April 13, 2015 by Canadian Underwriter
Following the deadly events in Illinois last week, the Federal Alliance for Safe Homes (FLASH) has reiterated the need to be better prepared by changing the construction philosophy in tornado zones.
The non-profit group has called for adopting devastation prevention measures and the groundbreaking construction philosophy that emerged after the catastrophic Tuscaloosa, Joplin and Moore tornado outbreaks, notes a statement Thursday from FLASH, a leading consumer advocate for strengthening homes and safeguarding families from natural and manmade disasters.
The costliest U.S. catastrophe involving tornadoes hit Tuscaloosa, Alabama and other areas in April 2011, notes a statement Friday from the Insurance Information Institute (III). This event caused US$7.5 billion in insured losses (in 2013 dollars). The second most costly tornado was the May 2011 event in Joplin, Missouri and other locations, which resulted in US$7.1 billion in insured losses (also in 2013 dollars), III reports.
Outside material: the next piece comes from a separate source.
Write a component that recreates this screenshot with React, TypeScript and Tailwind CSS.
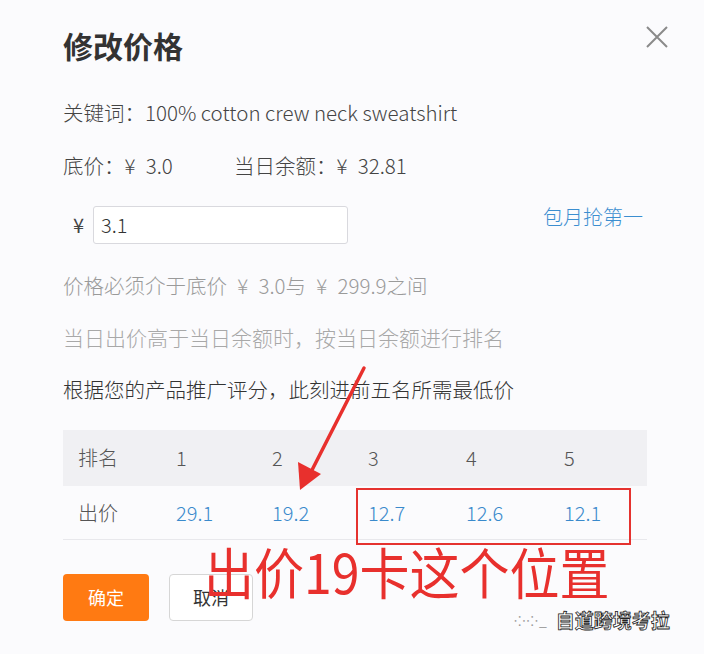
import React from "react";

const font = '"Noto Sans CJK SC", "Noto Sans", sans-serif';

export default function App() {
  const cols = ["1", "2", "3", "4", "5"];
  const prices = ["29.1", "19.2", "12.7", "12.6", "12.1"];
  return (
    <div
      className="relative w-[704px] h-[654px] overflow-hidden bg-[#fbfbfd] text-[#444]"
      style={{ fontFamily: font }}
    >
      <div className="px-[63px] pt-[25px]">
        <div className="h-[40px] leading-[40px] text-[30px] font-bold text-[#333]">修改价格</div>

        <div className="mt-[33px] h-[28px] leading-[28px] text-[20.5px] font-light text-[#444]">
          关键词：100% cotton crew neck sweatshirt
        </div>

        <div className="mt-[25px] flex h-[28px] items-center text-[20.5px] font-light text-[#444]">
          <span className="w-[171px]">底价：¥{"\u2002"}3.0</span>
          <span>当日余额：¥{"\u2002"}32.81</span>
        </div>

        <div className="mt-[27px] flex h-[38px] items-center">
          <span className="ml-[10px] w-[20px] text-[20px] text-[#444]">¥</span>
          <div className="flex h-[38px] w-[255px] items-center rounded-[3px] border border-[#d9d9de] bg-white pl-[7px] text-[20px] font-light text-[#333]">
            3.1
          </div>
          <span className="ml-auto -mr-[2px] -mt-[16px] text-[20px] font-light text-[#3b8ed0]">包月抢第一</span>
        </div>

        <div className="mt-[27px] h-[28px] leading-[28px] text-[20.5px] font-light text-[#9a9a9a]">
          价格必须介于底价{"\u2002"}¥{"\u2002"}3.0与{"\u2002"}¥{"\u2002"}299.9之间
        </div>
        <div className="mt-[24px] h-[28px] leading-[28px] text-[21px] font-light text-[#a8a8a8]">
          当日出价高于当日余额时，按当日余额进行排名
        </div>
        <div className="mt-[24px] h-[28px] leading-[28px] text-[20.5px] font-light text-[#333]">
          根据您的产品推广评分，此刻进前五名所需最低价
        </div>

        <div className="mt-[27px] w-[584px] text-[20px] font-light">
          <div className="grid h-[56px] grid-cols-[113px_96px_96px_98px_98px_1fr] items-center bg-[#f0f0f3] text-[#555]">
            <span className="pl-[15px]">排名</span>
            {cols.map((c) => (
              <span key={c}>{c}</span>
            ))}
          </div>
          <div className="grid h-[54px] grid-cols-[113px_96px_96px_98px_98px_1fr] items-center border-b border-[#e8e8ec] text-[#3a8acc]">
            <span className="pl-[15px] text-[#555]">出价</span>
            {prices.map((p) => (
              <span key={p}>{p}</span>
            ))}
          </div>
        </div>

        <div className="mt-[34px] flex gap-[20px]">
          <div className="flex h-[47px] w-[86px] items-center justify-center rounded-[4px] bg-[#ff7a12] text-[18px] text-white">
            确定
          </div>
          <div className="flex h-[47px] w-[84px] items-center justify-center rounded-[4px] border border-[#d6d6d6] bg-white text-[18px] text-[#333]">
            取消
          </div>
        </div>
      </div>

      {/* close icon */}
      <svg className="absolute left-[645px] top-[25px]" width="24" height="24" viewBox="0 0 24 24">
        <path d="M2 2 L22 22 M22 2 L2 22" stroke="#8a8a8a" strokeWidth="2" fill="none" />
      </svg>

      {/* annotation: red box */}
      <div className="absolute left-[356px] top-[488px] h-[57px] w-[275px] border-2 border-[#e5322f]" />

      {/* annotation: arrow */}
      <svg className="absolute left-0 top-0" width="704" height="654" viewBox="0 0 704 654">
        <path d="M364 368 L311 472" stroke="#e8302d" strokeWidth="3.5" fill="none" strokeLinecap="round" />
        <path d="M300 490 L298 462 L321 474 Z" fill="#e8302d" />
      </svg>

      {/* annotation: red text */}
      <div className="absolute left-[204px] top-[531px] text-[50px] leading-[70px] text-[#e8302d] scale-y-[1.1] origin-top">
        出价19卡这个位置
      </div>

      {/* watermark */}
      <div className="absolute left-[514px] top-[606px] flex items-center gap-[8px]">
        <span className="text-[14px] tracking-[1px] text-[#999]">⁘⁘_</span>
        <span className="text-[19px] font-bold text-white [-webkit-text-stroke:0.8px_#222]">自道跨境考拉</span>
      </div>
    </div>
  );
}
“It is time to spread the word to leaders that by adding $1 per square foot to the cost of construction and incorporating tornado safe rooms to homes in high-wind zones, the deadly pattern of death and destruction can be forever altered,” FLASH emphasizes.
— Mark Tarello (@mark_tarello) April 10, 2015
Citing a study from 2013, FLASH reports that the American Society of Civil Engineers, Federal Emergency Management Agency building science engineers, and leading academic researchers detailed the Dual-Objective-Based Tornado Design Philosophy, which defies traditional assertions that “there is nothing you can affordably build to withstand tornadoes.”
The research, based on field investigations, documented a pattern of disproportionate structure collapse in tornado outbreaks and point out how even small design changes can make a difference.
— WOOD TV (@WOODTV) April 10, 2015
Guidelines developed to estimate tornado-induced loads “will provide reasonable targets for designers to use in their future work. Homes built to these newer, research-informed guidelines will have the advantage of better wall bracing, improved roof tie-downs and overall stronger connections,” the statement adds.
David Prevatt, associate professor in the University of Florida’s Department of Civil and Coastal Engineering, is quoted as saying: “Our research demonstrates it is possible to design and build houses that protect people and structures from deadly winds. Techniques developed and implemented in Florida that have reduced hurricane losses can be applied and used in houses to also reduce tornado losses.”
FLASH reports that National Climatic Data Center research shows 95% of the damage generated occurs at tornadoes EF-3 and below. “What this means is that the enhanced practices can bring material increases in home strength,” the statement notes. And since 90% “of all tornadoes never exceed EF-2 with winds of up to 135 mph, wind-resistant building practices can save lives and dramatically improve building performance in nearly every tornado event.”
FLASH recently analyzed and released updated NOAA (National Oceanic and Atmospheric Administration) Storm Prediction Center data that shows almost 90% of U.S. counties experience tornado watches. “This information underscores the point that building differently is not just beneficial to those who are directly hit by tornadoes. Having a stronger home and a safe room will bring beneficial peace of mind to all in harm’s way,” FLASH adds.
III notes that Property Claim Services has reported tornadoes accounted for 37.2% of insured catastrophe losses from 1994 to 2013. Citing figures from Munich Re, the institute adds that in 2013, insured losses from U.S. tornadoes/thunderstorms totaled US$10.3 billion, down from US$15 billion in 2012.
III adds that preliminary NOAA data shows there were 831 tornadoes in the U.S. last year through October 27 compared with 811 during the same period the previous year.